In mind-bending trio Dog Rising, Clara Furey explores contactless shocks and hypnotic repetition

Plastic orchid factory presentation features an electro-immersive soundtrack and red-tinged lighting

Dog Rising. Photo by Mathieu Verreault

 
 
 

Plastic orchid factory presents Dog Rising at the Roundhouse Community Arts & Recreation Centre on January 12 at 7 pm

 

EDIFYING SHOCKS, bone-penetrating pulsations, and empathetic energy are just a few of the tangible qualities Clara Furey has injected into her hypnotic trio Dog Rising.

The Québécoise choreographer of Bent Hollow Compagnie began creating the piece in 2020, during the thick of the pandemic, so there’s no physical contact whatsoever between dancers Baco Lepage-Acosta, Be Heintzman Hope, and Brian Mendez.

Furey dove into a mind-bending exploration of how to make it appear as if a person had been touched without actually touching them. One dancer would let their movement flow from their body and ripple through space like an invisible wave until it reached the next body, creating a reactive hit. Persistence and repetition are key to this imagery, the choreographer says.

“One of the starting impulses of creating Dog Rising was about how to build the skeleton stronger—how to find a gestuelle, or a physical material, that we would be giving to the skeleton,” she tells Stir over a Zoom call. She’s speaking from up north of her home in Montreal, where she’s taking a winter vacation before making the trek to Vancouver for Dog Rising, which had a major showing at ImPulsTanz – Vienna International Dance Festival last summer.

 

Clara Furey. Photo by Guillaume Simoneau

 

Furey began her artistic journey not as a dancer, but as a musician. She studied formally in classical music at the historical Conservatoire National Supérieur de Musique et de Danse de Paris, and launched briefly into singing and songwriting as a young adult before training in dance at the École de danse contemporaine de Montréal. Furey’s work also spans into film acting.

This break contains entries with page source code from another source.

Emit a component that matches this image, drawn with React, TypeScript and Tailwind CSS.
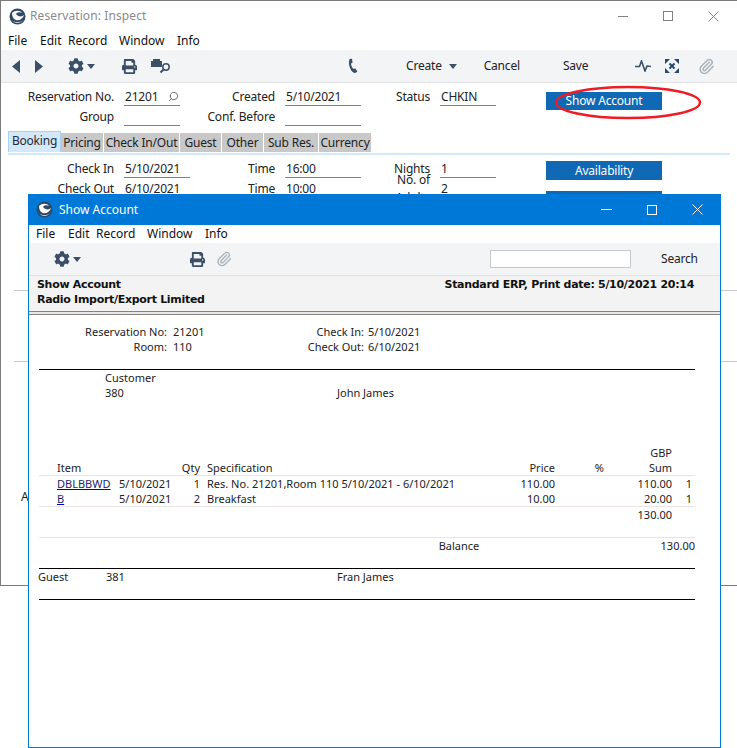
import React from "react";
import { FaCog, FaPrint } from "react-icons/fa";
import { Paperclip, Search } from "lucide-react";

const ui = "[font-family:'Noto_Sans','DejaVu_Sans',sans-serif]";
const navy = "#3b5068";

function Logo() {
  return (
    <svg width="17" height="17" viewBox="0 0 17 17">
      <circle cx="8.5" cy="8.5" r="8" fill="#2f4a68" />
      <path d="M3 5 C6 2 11 2 13 5 C11 4 8 4 7 6 C9 9 13 9 15 7 C14 11 10 13 7 12 C4 11 3 8 3 5Z" fill="#ffffff" />
      <path d="M3 12 C6 15 11 15 14 12 C11 16 6 16 3 12Z" fill="#dfe7ee" />
    </svg>
  );
}

function Tri({ className = "" }: { className?: string }) {
  return (
    <svg width="8" height="5" viewBox="0 0 8 5" className={className}>
      <polygon points="0,0 8,0 4,5" fill={navy} />
    </svg>
  );
}

function Menu({ className = "" }: { className?: string }) {
  return (
    <div className={`flex items-center h-full text-[12px] text-[#111] ${className}`}>
      <span className="w-[32px]">File</span>
      <span className="w-[28px] -ml-[0px]">Edit</span>
      <span className="w-[51px] ml-[0px]">Record</span>
      <span className="w-[58px]">Window</span>
      <span>Info</span>
    </div>
  );
}

function Field({ label, value, lw, fw, extra }: { label: string; value?: string; lw: number; fw: number; extra?: React.ReactNode }) {
  return (
    <div className="flex items-center h-[20px]">
      <span className="text-right text-[12px] text-[#222] pr-[10px] tracking-[-0.2px]" style={{ width: lw }}>{label}</span>
      <span className="relative h-[17px] border-b border-[#808080] pl-[1px] text-[12px] leading-[16px] text-[#222] tracking-[-0.2px]" style={{ width: fw }}>
        {value}
        {extra}
      </span>
    </div>
  );
}

function Tab({ t, w, active }: { t: string; w: number; active?: boolean }) {
  return (
    <div
      className={active
        ? "h-[21px] bg-[#d3e8f9] border border-b-0 border-[#a9d2f2] text-[12px] leading-[18px] text-[#1f2a36] text-center tracking-[-0.2px]"
        : "h-[19px] mt-[2px] bg-[#c8c8c8] text-[12px] leading-[19px] text-[#222] text-center tracking-[-0.2px] mr-[1px]"}
      style={{ width: w }}
    >
      {t}
    </div>
  );
}

const btn = "w-[116px] bg-[#0f69b4] text-white text-[12px] text-center tracking-[-0.2px]";

function OuterWindow() {
  return (
    <div className="absolute left-0 top-0 w-[737px] h-[586px] bg-white border-l border-b border-t border-[#7b7b7b] overflow-hidden">
      <div className="h-[30px] flex items-center pl-[8px] relative">
        <Logo />
        <span className="ml-[4px] text-[12px] text-[#8a8a8a] tracking-[0.1px]">Reservation: Inspect</span>
        <div className="ml-auto flex items-center text-[#7a7a7a]">
          <div className="w-[10px] h-px bg-[#808080] mr-[35px]" />
          <div className="w-[10px] h-[10px] border border-[#808080] mr-[35px]" />
          <svg width="11" height="11" viewBox="0 0 11 11" className="mr-[18px]"><path d="M0.5 0.5L10.5 10.5M10.5 0.5L0.5 10.5" stroke="#808080" /></svg>
        </div>
      </div>
      <div className="h-[19px] pl-[7px]"><Menu /></div>
      <div className="h-[33px] bg-[#f3f4f5] border-b border-[#e2e2e2] flex items-center relative text-[12px] text-[#222]">
        <svg width="8" height="13" viewBox="0 0 8 13" className="ml-[11px]"><polygon points="8,0 8,13 0,6.5" fill={navy} /></svg>
        <svg width="8" height="13" viewBox="0 0 8 13" className="ml-[15px]"><polygon points="0,0 0,13 8,6.5" fill={navy} /></svg>
        <FaCog size={16} color={navy} className="ml-[25px]" />
        <Tri className="ml-[3px]" />
        <FaPrint size={15} color={navy} className="ml-[27px]" />
        <span className="relative ml-[14px] w-[22px] h-[15px]">
          <svg width="21" height="15" viewBox="0 0 21 15">
            <rect x="0" y="2" width="11" height="6" fill={navy} />
            <rect x="2" y="0" width="7" height="2" fill={navy} />
            <circle cx="15" cy="8" r="3.2" fill="none" stroke={navy} strokeWidth="1.5" />
            <path d="M12.5 10.5L9.5 13.5" stroke={navy} strokeWidth="2" />
          </svg>
        </span>
        <svg width="11" height="16" viewBox="0 0 11 16" className="ml-[174px]"><path d="M2.5 1 L5 0.8 L5.6 4.8 L4 5.6 C4.2 7.8 5.2 10 6.6 11 L8.2 10.2 L10.4 13.4 L8.4 15 C4.4 15.2 0.4 7 2.5 1Z" fill={navy} /></svg>
        <span className="ml-[48px] tracking-[-0.2px]">Create</span>
        <Tri className="ml-[7px]" />
        <span className="ml-[27px] tracking-[-0.2px]">Cancel</span>
        <span className="ml-[43px] tracking-[-0.2px]">Save</span>
        <svg width="16" height="12" viewBox="0 0 16 12" className="ml-[47px]"><path d="M0 6.5L4.5 6.5L6.5 1L10 11L12 6L16 6.5" fill="none" stroke={navy} strokeWidth="1.6" /></svg>
        <svg width="14" height="14" viewBox="0 0 14 14" className="ml-[14px]">
          <path d="M4.5 4.5L9.5 9.5M9.5 4.5L4.5 9.5" stroke="#27496d" strokeWidth="2" />
          <path d="M0 0H5L0 5ZM14 0H9L14 5ZM0 14H5L0 9ZM14 14H9L14 9Z" fill="#27496d" />
        </svg>
        <Paperclip size={17} color="#a9b2bb" className="ml-[19px] -rotate-[0deg]" />
      </div>
      <div className="relative h-[502px]">
        <div className="flex pt-[4px]">
          <div className="flex flex-col">
            <Field label="Reservation No." lw={123} fw={56} value="21201" extra={<Search size={11} color="#666" className="absolute right-[1px] top-[2px] -scale-x-100" />} />
            <Field label="Group" lw={123} fw={56} />
          </div>
          <div className="flex flex-col">
            <Field label="Created" lw={105} fw={76} value="5/10/2021" />
            <Field label="Conf. Before" lw={105} fw={76} />
          </div>
          <div className="flex flex-col">
            <Field label="Status" lw={79} fw={56} value="CHKIN" />
          </div>
          <div className={`${btn} ml-[50px] h-[18px] mt-[5px] leading-[18px]`}>Show Account</div>
        </div>
        <div className="h-[22px] mt-[4px] ml-[7px] mr-[7px] flex border-b-[2px] border-[#d3e8f9] box-content h-[20px]">
          <Tab t="Booking" w={53} active />
          <Tab t="Pricing" w={42} />
          <Tab t="Check In/Out" w={75} />
          <Tab t="Guest" w={41} />
          <Tab t="Other" w={41} />
          <Tab t="Sub Res." w={54} />
          <Tab t="Currency" w={52} />
        </div>
        <div className="flex pt-[4px]">
          <div className="flex flex-col">
            <Field label="Check In" lw={123} fw={66} value="5/10/2021" />
            <Field label="Check Out" lw={123} fw={66} value="6/10/2021" />
          </div>
          <div className="flex flex-col">
            <Field label="Time" lw={95} fw={76} value="16:00" />
            <Field label="Time" lw={95} fw={76} value="10:00" />
          </div>
          <div className="flex flex-col">
            <Field label="Nights" lw={79} fw={56} value="1" />
            <Field label="No. of Adults" lw={79} fw={56} value="2" />
          </div>
          <div className="ml-[50px] flex flex-col gap-[11px] pt-[2px]">
            <div className={`${btn} h-[19px] leading-[19px]`}>Availability</div>
            <div className={`${btn} h-[19px] leading-[19px]`}>Rate Return</div>
          </div>
        </div>
        <div className="mt-[80px] ml-[13px] mr-0 border-t border-[#c8c8c8]" />
        <div className="mt-[70px] ml-[13px] mr-0 border-t border-[#c8c8c8]" />
        <div className="mt-[126px] ml-[20px] text-[12px] text-[#222]">Ac</div>
      </div>
    </div>
  );
}

type RowProps = { a?: React.ReactNode; d?: string; q?: string; s?: string; p?: string; pc?: string; t?: string; x?: string };

function Row({ a, d, q, s, p, pc, t, x }: RowProps) {
  return (
    <div className="flex h-[15px] leading-[15px] pl-[18px]">
      <span className="w-[62px]">{a}</span>
      <span className="w-[56px]">{d}</span>
      <span className="w-[25px] text-right">{q}</span>
      <span className="w-[305px] ml-[7px]">{s}</span>
      <span className="w-[43px] text-right">{p}</span>
      <span className="w-[49px] text-right">{pc}</span>
      <span className="w-[68px] text-right">{t}</span>
      <span className="w-[20px] text-right">{x}</span>
    </div>
  );
}

function Link({ children }: { children: React.ReactNode }) {
  return <span className="underline text-[#1a2a6a] decoration-[#0000cc]">{children}</span>;
}

function Report() {
  const txt = "text-[11px] text-[#222]";
  return (
    <div className={`flex-1 bg-white ${txt}`}>
      <div className="pt-[9px] w-[656px] ml-[10px]">
        <div className="flex h-[15px] leading-[15px]">
          <span className="w-[128px] text-right">Reservation No:</span>
          <span className="w-[40px] ml-[6px]">21201</span>
          <span className="w-[151px] text-right">Check In:</span>
          <span className="ml-[4px]">5/10/2021</span>
        </div>
        <div className="flex h-[15px] leading-[15px]">
          <span className="w-[128px] text-right">Room:</span>
          <span className="w-[40px] ml-[6px]">110</span>
          <span className="w-[151px] text-right">Check Out:</span>
          <span className="ml-[4px]">6/10/2021</span>
        </div>
        <div className="mt-[15px] border-t border-black" />
        <div className="flex h-[15px] leading-[15px] pl-[66px]">Customer</div>
        <div className="flex h-[15px] leading-[15px]">
          <span className="w-[298px] pl-[66px]">380</span>
          <span>John James</span>
        </div>
        <div className="mt-[45px]" />
        <Row t="GBP" />
        <Row a="Item" q="Qty" s="Specification" p="Price" pc="%" t="Sum" />
        <div className="border-t border-[#e9e4e2]" />
        <Row a={<Link>DBLBBWD</Link>} d="5/10/2021" q="1" s="Res. No. 21201,Room 110 5/10/2021 - 6/10/2021" p="110.00" t="110.00" x="1" />
        <Row a={<Link>B</Link>} d="5/10/2021" q="2" s="Breakfast" p="10.00" t="20.00" x="1" />
        <div className="border-t border-[#e9e4e2]" />
        <Row t="130.00" />
        <div className="mt-[15px] border-t border-[#e9e4e2]" />
        <div className="flex h-[15px] leading-[15px]">
          <span className="w-[407px] pl-[0px]" />
          <span className="w-[226px]">Balance</span>
          <span>130.00</span>
        </div>
        <div className="mt-[15px] border-t border-black" />
        <div className="flex h-[15px] leading-[15px] -ml-[1px]">
          <span className="w-[68px]">Guest</span>
          <span className="w-[231px]">381</span>
          <span>Fran James</span>
        </div>
        <div className="mt-[15px] border-t border-black" />
      </div>
    </div>
  );
}

function InnerWindow() {
  return (
    <div className="absolute left-[28px] top-[194px] w-[693px] h-[554px] bg-white border border-t-0 border-[#0078d7] flex flex-col">
      <div className="h-[31px] bg-[#0078d7] flex items-center pl-[8px] text-white shrink-0 -mx-px">
        <Logo />
        <span className="ml-[6px] text-[12px]">Show Account</span>
        <div className="ml-auto flex items-center">
          <div className="w-[11px] h-px bg-white mr-[35px]" />
          <div className="w-[10px] h-[10px] border border-white mr-[35px]" />
          <svg width="11" height="11" viewBox="0 0 11 11" className="mr-[18px]"><path d="M0.5 0.5L10.5 10.5M10.5 0.5L0.5 10.5" stroke="#fff" /></svg>
        </div>
      </div>
      <div className="h-[18px] pl-[7px] shrink-0"><Menu /></div>
      <div className="h-[33px] shrink-0 bg-[#f3f4f5] border-b border-[#e2e2e2] flex items-center text-[12px] text-[#222]">
        <FaCog size={16} color={navy} className="ml-[25px]" />
        <Tri className="ml-[3px]" />
        <FaPrint size={15} color={navy} className="ml-[109px]" />
        <Paperclip size={16} color="#a9b2bb" className="ml-[11px]" />
        <div className="ml-[258px] w-[141px] h-[18px] bg-white border border-[#c8c8c8]" />
        <span className="ml-[30px] tracking-[-0.2px]">Search</span>
      </div>
      <div className="h-[35px] shrink-0 bg-[#f3f3f3] pl-[8px] pr-[26px] pt-[1px] text-[11px] leading-[15px] font-bold text-[#111] [font-family:'DejaVu_Sans',sans-serif] tracking-[-0.3px]">
        <div className="flex justify-between"><span>Show Account</span><span>Standard ERP, Print date: 5/10/2021 20:14</span></div>
        <div>Radio Import/Export Limited</div>
      </div>
      <div className="h-[4px] shrink-0 border-y border-[#8a827c] bg-[#e8e8e8]" />
      <Report />
    </div>
  );
}

export default function App() {
  return (
    <div className={`relative w-[737px] h-[748px] overflow-hidden bg-white ${ui}`}>
      <OuterWindow />
      <svg width="148" height="35" viewBox="0 0 148 35" className="absolute left-[554px] top-[85px]">
        <ellipse cx="74" cy="17.5" rx="72" ry="15.5" fill="none" stroke="#ee1c25" strokeWidth="2.5" />
      </svg>
      <InnerWindow />
    </div>
  );
}
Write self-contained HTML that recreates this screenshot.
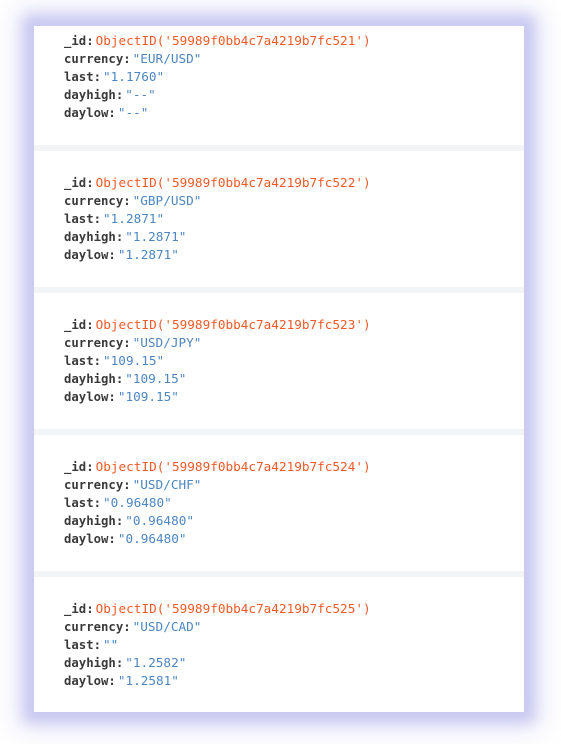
<!DOCTYPE html>
<html><head><style>
body{margin:0;width:561px;height:744px;background:#fff;position:relative;overflow:hidden}
.panel{position:absolute;left:34px;top:26px;width:490px;height:686px;background:#f3f4f6;box-shadow:0 0 12px 10px #c9c9f2,0 0 26px 16px rgba(200,200,240,.55)}
.card{position:absolute;left:0;width:490px;background:#fff}
.l{position:absolute;left:64px;line-height:18px;white-space:nowrap}
.k{font-family:"DejaVu Sans Mono","Liberation Mono",monospace;font-weight:bold;color:#3a3a3a;font-size:12.3px;margin-right:2px}
.v{font-family:"DejaVu Sans Mono","Liberation Mono",monospace;color:#4e86c0;font-size:12.7px}
.o{font-family:"DejaVu Sans Mono","Liberation Mono",monospace;color:#f05a28;font-size:12.7px}
</style></head><body>
<div class="panel">
<div class="card" style="top:0;height:119px"></div>
<div class="card" style="top:125px;height:136px"></div>
<div class="card" style="top:267px;height:136px"></div>
<div class="card" style="top:409px;height:136px"></div>
<div class="card" style="top:551px;height:135px"></div>
</div>
<div class="l" style="top:32px"><span class="k">_id:</span><span class="o">ObjectID('59989f0bb4c7a4219b7fc521')</span></div>
<div class="l" style="top:50px"><span class="k">currency:</span><span class="v">"EUR/USD"</span></div>
<div class="l" style="top:68px"><span class="k">last:</span><span class="v">"1.1760"</span></div>
<div class="l" style="top:86px"><span class="k">dayhigh:</span><span class="v">"--"</span></div>
<div class="l" style="top:104px"><span class="k">daylow:</span><span class="v">"--"</span></div>

<div class="l" style="top:174px"><span class="k">_id:</span><span class="o">ObjectID('59989f0bb4c7a4219b7fc522')</span></div>
<div class="l" style="top:192px"><span class="k">currency:</span><span class="v">"GBP/USD"</span></div>
<div class="l" style="top:210px"><span class="k">last:</span><span class="v">"1.2871"</span></div>
<div class="l" style="top:228px"><span class="k">dayhigh:</span><span class="v">"1.2871"</span></div>
<div class="l" style="top:246px"><span class="k">daylow:</span><span class="v">"1.2871"</span></div>

<div class="l" style="top:316px"><span class="k">_id:</span><span class="o">ObjectID('59989f0bb4c7a4219b7fc523')</span></div>
<div class="l" style="top:334px"><span class="k">currency:</span><span class="v">"USD/JPY"</span></div>
<div class="l" style="top:352px"><span class="k">last:</span><span class="v">"109.15"</span></div>
<div class="l" style="top:370px"><span class="k">dayhigh:</span><span class="v">"109.15"</span></div>
<div class="l" style="top:388px"><span class="k">daylow:</span><span class="v">"109.15"</span></div>

<div class="l" style="top:458px"><span class="k">_id:</span><span class="o">ObjectID('59989f0bb4c7a4219b7fc524')</span></div>
<div class="l" style="top:476px"><span class="k">currency:</span><span class="v">"USD/CHF"</span></div>
<div class="l" style="top:494px"><span class="k">last:</span><span class="v">"0.96480"</span></div>
<div class="l" style="top:512px"><span class="k">dayhigh:</span><span class="v">"0.96480"</span></div>
<div class="l" style="top:530px"><span class="k">daylow:</span><span class="v">"0.96480"</span></div>

<div class="l" style="top:600px"><span class="k">_id:</span><span class="o">ObjectID('59989f0bb4c7a4219b7fc525')</span></div>
<div class="l" style="top:618px"><span class="k">currency:</span><span class="v">"USD/CAD"</span></div>
<div class="l" style="top:636px"><span class="k">last:</span><span class="v">""</span></div>
<div class="l" style="top:654px"><span class="k">dayhigh:</span><span class="v">"1.2582"</span></div>
<div class="l" style="top:672px"><span class="k">daylow:</span><span class="v">"1.2581"</span></div>
</body></html>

Her pivot from music to dance came naturally as a person who is artistically inclined across disciplines.

“It was really a need regarding who I was mentally,” Furey shares. “I think piano playing is a very lonely thing, and I wanted to be more in groups. But also I needed to move very, very basically. And my love for dance definitely came from my love for music, you know? I’d be somebody that’d go out dancing to really good DJs. I think moving was a healthy way for me to canaliser my energy, like to hold my energy, and I felt I could continue my love for music through dance.”

In the vein of melding art forms, Furey’s commissioned solo When Even The pulled inspiration from Canadian singer-songwriter Leonard Cohen’s unfinished poetry. At a Musée d’art contemporain de Montréal exhibition devoted to the late icon, she performed the work 90 times from November 2017 to April 2018 next to Coaxial Planck Density—a lead sculpture of a dead body by British visual artist Marc Quinn.

“I don’t really draw a strong boundary between both mediums,” Furey says of dance and music. She also choreographed Rather a Ditch in 2019 for French-Canadian actress Céline Bonnier, an existential solo based on Steve Reich’s 1988 composition Different Trains.

 
“Music always holds a really big part of all the work I do....I feel like sound is the architecture of the room.”
 

Furey’s first piece as a solo artistic director was 2017’s Cosmic Love, a mindful investigation into vibrations, shared energy, and weightlessness. In a way, this exploration was the starting point for Dog Rising, adopting a more wide-ranging movement style.

“Definitely, at times, it can look mechanical,” Furey says. “Sometimes it looks more sexual depending on where in the body you’re getting the hit from. At times it can look like grooving you would do on a dance floor, but it’s so persistent that eventually it doesn’t look like someone on a dance floor. I could say it’s all of these rhythmical chest-openers and pelvis-givers.”

The physicality of Dog Rising is very much intertwined with the soundtrack, which hits close to home for Furey—it’s by her brother, Tomas Furey, with whom she frequently collaborates (he’s behind the music for Cosmic Love, too).

Trained in electro-acoustic instrumentations, Tomas weaves together layers of articulated beats in Dog Rising to create a percussive soundscape. Combined with predominantly red-tinged lighting, the music creates a mesmerizing experience for viewers. It’s as integral to the piece as the dance movement itself.

“Music always holds a really big part of all the work I do,” Furey says. “And in certain ways, I feel like sometimes the dance is also just about embodying this kind of electro-immersive sound, because it’s very much part of artistically what I adore.

“I’ve always so far worked with zero scenography, nothing in the space, and I feel like sound is the architecture of the room, you know? It really feels like sound takes so much space in this kind of work,” she continues. “You know that feeling with sound that you can feel in a big church, or in a dark cavern—how sound can create rooms? I feel like there’s a lot of space in this work, and the way I work, for sound to do that.”